Scalability is another point of concern. For small stages or experimentation, analysis of scripted data collection with machine learning will work. The problem arises when production increases. The need for scalability to digest more and more data increases. This also requires the independence of different items to ensure that they do not interfere with one another.
Another thing to note is the sources of data in an organization. Often diamonds are close to the surface. Similarly, your organization does not need a data mining expert to implement machine learning for faster feedback. Just a high-level view of the data present is more than enough. Understanding the peculiarities of the data and how it could be connected is the most important thing. This skill is beneficial whether you go for artificial intelligence or machine learning.
On human resources, it may be worth considering the problems with rolling out new technology. So an explanation of the work process and its benefits to the organization would do some good here. Simple use of classical management techniques would do the job.
Focaloid provides businesses with a way to improve their business process and reduce costs using the implementation of machine learning. At focaloid, we help organizations enhance their productivity, reduce errors and find new opportunities by leveraging the capabilities of machine learning. Our experts actively try to understand your needs and provide solutions that are scalable and intelligent. Take charge of your software development and reduce deployment time by providing faster feedback using our machine learning solutions.

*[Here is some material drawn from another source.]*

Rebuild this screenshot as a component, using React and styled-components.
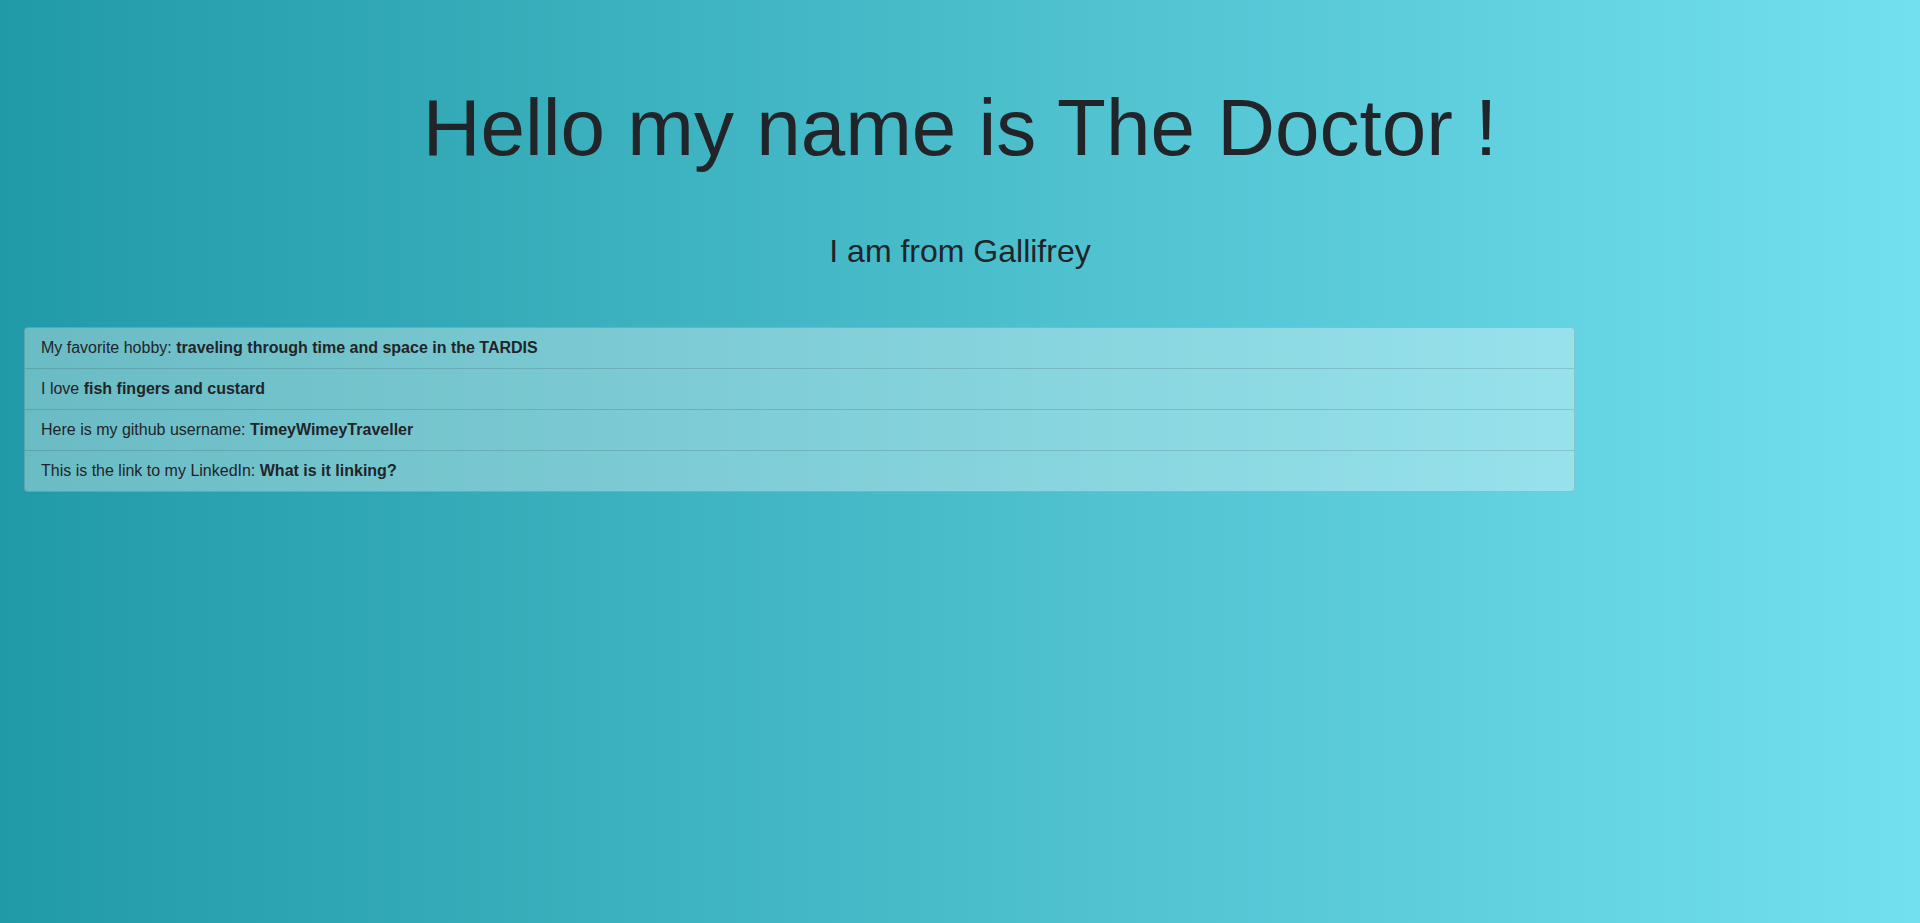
import React from 'react';
import styled, { createGlobalStyle } from 'styled-components';

const GlobalStyle = createGlobalStyle`
  html, body {
    margin: 0;
    padding: 0;
  }

  body {
    font-family: 'Liberation Sans', Arial, sans-serif;
    color: #212529;
  }
`;

const StyledPage = styled.main`
  min-height: 100vh;
  box-sizing: border-box;
  padding: 80px 0 40px;
  background: linear-gradient(to right, #219aa7 0%, #73e0ef 100%);
`;

const StyledHeader = styled.header`
  text-align: center;
`;

const StyledTitle = styled.h1`
  margin: 0;
  font-size: 80px;
  line-height: 1.2;
  font-weight: 400;
`;

const StyledSubtitle = styled.h2`
  margin: 56px 0 0;
  font-size: 32px;
  line-height: 1.2;
  font-weight: 400;
`;

const StyledList = styled.ul`
  width: 1551px;
  box-sizing: border-box;
  margin: 57px 0 0 24px;
  padding: 0;
  list-style: none;
  display: flex;
  flex-direction: column;
`;

const StyledItem = styled.li`
  padding: 8px 16px;
  font-size: 16px;
  line-height: 24px;
  background-color: rgba(255, 255, 255, 0.33);
  border: 1px solid rgba(0, 0, 0, 0.125);

  & + & {
    border-top-width: 0;
  }

  &:first-child {
    border-radius: 4px 4px 0 0;
  }

  &:last-child {
    border-radius: 0 0 4px 4px;
  }
`;

const StyledValue = styled.strong`
  font-weight: 700;
`;

const facts = [
  { label: 'My favorite hobby: ', value: 'traveling through time and space in the TARDIS' },
  { label: 'I love ', value: 'fish fingers and custard' },
  { label: 'Here is my github username: ', value: 'TimeyWimeyTraveller' },
  { label: 'This is the link to my LinkedIn: ', value: 'What is it linking?' },
];

const App = () => (
  <>
    <GlobalStyle />
    <StyledPage>
      <StyledHeader>
        <StyledTitle>Hello my name is The Doctor !</StyledTitle>
        <StyledSubtitle>I am from Gallifrey</StyledSubtitle>
      </StyledHeader>
      <StyledList>
        {facts.map(({ label, value }) => (
          <StyledItem key={label}>
            {label}
            <StyledValue>{value}</StyledValue>
          </StyledItem>
        ))}
      </StyledList>
    </StyledPage>
  </>
);

export default App;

Avoiding irrelevant testing can take minutes or even hours during the development cycle. Faster feedback can easily remedy that and save hundreds of hours of work for developers. It’d mean a lesser waiting and a better experience for the developers and faster deployment, and lesser cost for the business. A win-win for both the parties. The use of machine learning for predictive test selection actively does that and reduces feedback time. Thus cementing itself as a game-changer for software development cycles.